-- start of DATASET EXTRACT --
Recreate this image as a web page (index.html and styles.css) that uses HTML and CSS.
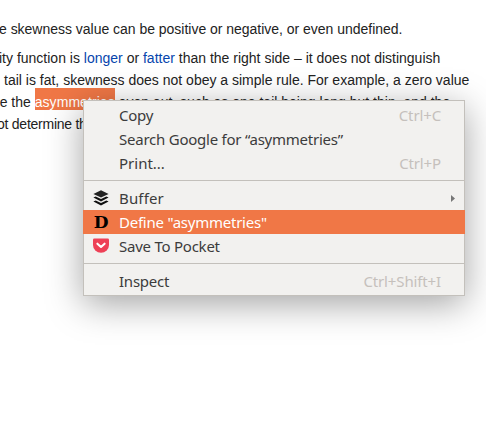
FILE: index.html
```html
<!DOCTYPE html>
<html lang="en">
<head>
<meta charset="utf-8">
<title>Skewness</title>
<link rel="stylesheet" href="styles.css">
</head>
<body>
<main class="article">
  <p class="intro">e skewness value can be positive or negative, or even undefined.</p>
  <p class="detail">
    <span class="line">ity function is <a>longer</a> or <a>fatter</a> than the right side – it does not distinguish</span>
    <span class="line indent">tail is fat, skewness does not obey a simple rule. For example, a zero value</span>
    <span class="line">re the <mark>asymmetries</mark> even out, such as one tail being long but thin, and the</span>
    <span class="line">ot determine th</span>
  </p>
</main>
<div class="menu">
  <div class="item"><span class="label copy">Copy</span><span class="key">Ctrl+C</span></div>
  <div class="item"><span class="label search">Search Google for “asymmetries”</span></div>
  <div class="item"><span class="label print">Print...</span><span class="key">Ctrl+P</span></div>
  <hr>
  <div class="item">
    <svg class="icon" viewBox="0 0 16 16"><path fill="#222" d="M8 .3 15.600 3.900 8 7.600.4 3.900z"/><path fill="#111" d="M.4 7.500l2.300-1.100L8 9l5.300-2.600 2.300 1.100L8 11.500zM.4 11.600l2.300-1.100L8 13.100l5.300-2.600 2.300 1.100L8 15.600z"/></svg>
    <span class="label buffer">Buffer</span>
    <svg class="arrow" viewBox="0 0 4 7"><path fill="#777" d="M0 0 4 3.500 0 7z"/></svg>
  </div>
  <div class="item active"><span class="icon letter">D</span><span class="label define">Define "asymmetries"</span></div>
  <div class="item">
    <svg class="icon" viewBox="0 0 16 16"><path fill="#ee4056" d="M1.300.5h13.400Q16 .5 16 1.800V7a8 7.800 0 0 1-16 0V1.800Q0 .5 1.300.5z"/><path fill="none" stroke="#fff" stroke-width="2.100" stroke-linecap="round" stroke-linejoin="round" d="M4.400 5.700 8 9l3.600-3.300"/></svg>
    <span class="label save">Save To Pocket</span>
  </div>
  <hr>
  <div class="item"><span class="label inspect">Inspect</span><span class="key">Ctrl+Shift+I</span></div>
</div>
</body>
</html>
```
FILE: styles.css
```css
body {
  margin: 0;
  width: 486px;
  height: 434px;
  overflow: hidden;
  background: #fff;
  color: #222;
  font: 14px/22px "Liberation Sans", Arial, sans-serif;
}
.article { padding-top: 18px; white-space: nowrap; }
p { margin: 0; }
.intro { margin: 0 0 7px -1px; letter-spacing: -.02px; }
.line { display: block; margin-left: -1px; }
.line.indent { margin-left: 4px; }
.line:nth-child(3) { margin-left: -5px; }
.line:nth-child(4) { margin-left: -3px; letter-spacing: -.25px; }
a { color: #0645ad; }
mark {
  padding-top: 6px;
  background: #f07746;
  color: #fff;
  letter-spacing: .06px;
}
.menu {
  position: absolute;
  left: 83px;
  top: 100px;
  box-sizing: border-box;
  width: 382px;
  height: 196px;
  padding: 2px 0;
  border: 1px solid #c3c0bb;
  background: #f2f1ef;
  box-shadow: 0 8px 34px rgba(0, 0, 0, .36);
  color: #3c3c3c;
  font: 15px/24px "Noto Sans", "Open Sans", sans-serif;
  white-space: nowrap;
}
.item {
  display: grid;
  grid-template-columns: 16px 1fr auto;
  column-gap: 10px;
  align-items: center;
  height: 24px;
  padding: 0 23px 0 9px;
}
.label { grid-column: 2; letter-spacing: -.24px; }
.label.buffer { letter-spacing: .15px; }
.label.print { letter-spacing: 0; }
.icon { grid-column: 1; width: 16px; height: 16px; }
.key { color: #c5c0bc; letter-spacing: -.13px; }
.arrow { width: 4px; height: 7px; margin: 0 -14px 0 10px; }
.active { margin: 0 -1px; padding: 0 24px 0 10px; background: #f07746; color: #fff; }
.letter { color: #000; font: bold 17px/16px "DejaVu Serif", serif; text-align: center; }
hr { height: 1px; margin: 5px 0; border: 0; background: #c3c0bb; }
```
-- end of DATASET EXTRACT --
### PROMPT
All the material shown above is to be copied exactly, with no pictures carried over.

### ANSWER BELOW
Recreate this image as a web page (index.html and styles.css) that uses HTML and CSS.
FILE: index.html
```html
<!DOCTYPE html>
<html lang="en">
<head>
<meta charset="utf-8">
<title>Skewness</title>
<link rel="stylesheet" href="styles.css">
</head>
<body>
<main class="article">
  <p class="intro">e skewness value can be positive or negative, or even undefined.</p>
  <p class="detail">
    <span class="line">ity function is <a>longer</a> or <a>fatter</a> than the right side – it does not distinguish</span>
    <span class="line indent">tail is fat, skewness does not obey a simple rule. For example, a zero value</span>
    <span class="line">re the <mark>asymmetries</mark> even out, such as one tail being long but thin, and the</span>
    <span class="line">ot determine th</span>
  </p>
</main>
<div class="menu">
  <div class="item"><span class="label copy">Copy</span><span class="key">Ctrl+C</span></div>
  <div class="item"><span class="label search">Search Google for “asymmetries”</span></div>
  <div class="item"><span class="label print">Print...</span><span class="key">Ctrl+P</span></div>
  <hr>
  <div class="item">
    <svg class="icon" viewBox="0 0 16 16"><path fill="#222" d="M8 .3 15.600 3.900 8 7.600.4 3.900z"/><path fill="#111" d="M.4 7.500l2.300-1.100L8 9l5.300-2.600 2.300 1.100L8 11.500zM.4 11.600l2.300-1.100L8 13.100l5.300-2.600 2.300 1.100L8 15.600z"/></svg>
    <span class="label buffer">Buffer</span>
    <svg class="arrow" viewBox="0 0 4 7"><path fill="#777" d="M0 0 4 3.500 0 7z"/></svg>
  </div>
  <div class="item active"><span class="icon letter">D</span><span class="label define">Define "asymmetries"</span></div>
  <div class="item">
    <svg class="icon" viewBox="0 0 16 16"><path fill="#ee4056" d="M1.300.5h13.400Q16 .5 16 1.800V7a8 7.800 0 0 1-16 0V1.800Q0 .5 1.300.5z"/><path fill="none" stroke="#fff" stroke-width="2.100" stroke-linecap="round" stroke-linejoin="round" d="M4.400 5.700 8 9l3.600-3.300"/></svg>
    <span class="label save">Save To Pocket</span>
  </div>
  <hr>
  <div class="item"><span class="label inspect">Inspect</span><span class="key">Ctrl+Shift+I</span></div>
</div>
</body>
</html>
```
FILE: styles.css
```css
body {
  margin: 0;
  width: 486px;
  height: 434px;
  overflow: hidden;
  background: #fff;
  color: #222;
  font: 14px/22px "Liberation Sans", Arial, sans-serif;
}
.article { padding-top: 18px; white-space: nowrap; }
p { margin: 0; }
.intro { margin: 0 0 7px -1px; letter-spacing: -.02px; }
.line { display: block; margin-left: -1px; }
.line.indent { margin-left: 4px; }
.line:nth-child(3) { margin-left: -5px; }
.line:nth-child(4) { margin-left: -3px; letter-spacing: -.25px; }
a { color: #0645ad; }
mark {
  padding-top: 6px;
  background: #f07746;
  color: #fff;
  letter-spacing: .06px;
}
.menu {
  position: absolute;
  left: 83px;
  top: 100px;
  box-sizing: border-box;
  width: 382px;
  height: 196px;
  padding: 2px 0;
  border: 1px solid #c3c0bb;
  background: #f2f1ef;
  box-shadow: 0 8px 34px rgba(0, 0, 0, .36);
  color: #3c3c3c;
  font: 15px/24px "Noto Sans", "Open Sans", sans-serif;
  white-space: nowrap;
}
.item {
  display: grid;
  grid-template-columns: 16px 1fr auto;
  column-gap: 10px;
  align-items: center;
  height: 24px;
  padding: 0 23px 0 9px;
}
.label { grid-column: 2; letter-spacing: -.24px; }
.label.buffer { letter-spacing: .15px; }
.label.print { letter-spacing: 0; }
.icon { grid-column: 1; width: 16px; height: 16px; }
.key { color: #c5c0bc; letter-spacing: -.13px; }
.arrow { width: 4px; height: 7px; margin: 0 -14px 0 10px; }
.active { margin: 0 -1px; padding: 0 24px 0 10px; background: #f07746; color: #fff; }
.letter { color: #000; font: bold 17px/16px "DejaVu Serif", serif; text-align: center; }
hr { height: 1px; margin: 5px 0; border: 0; background: #c3c0bb; }
```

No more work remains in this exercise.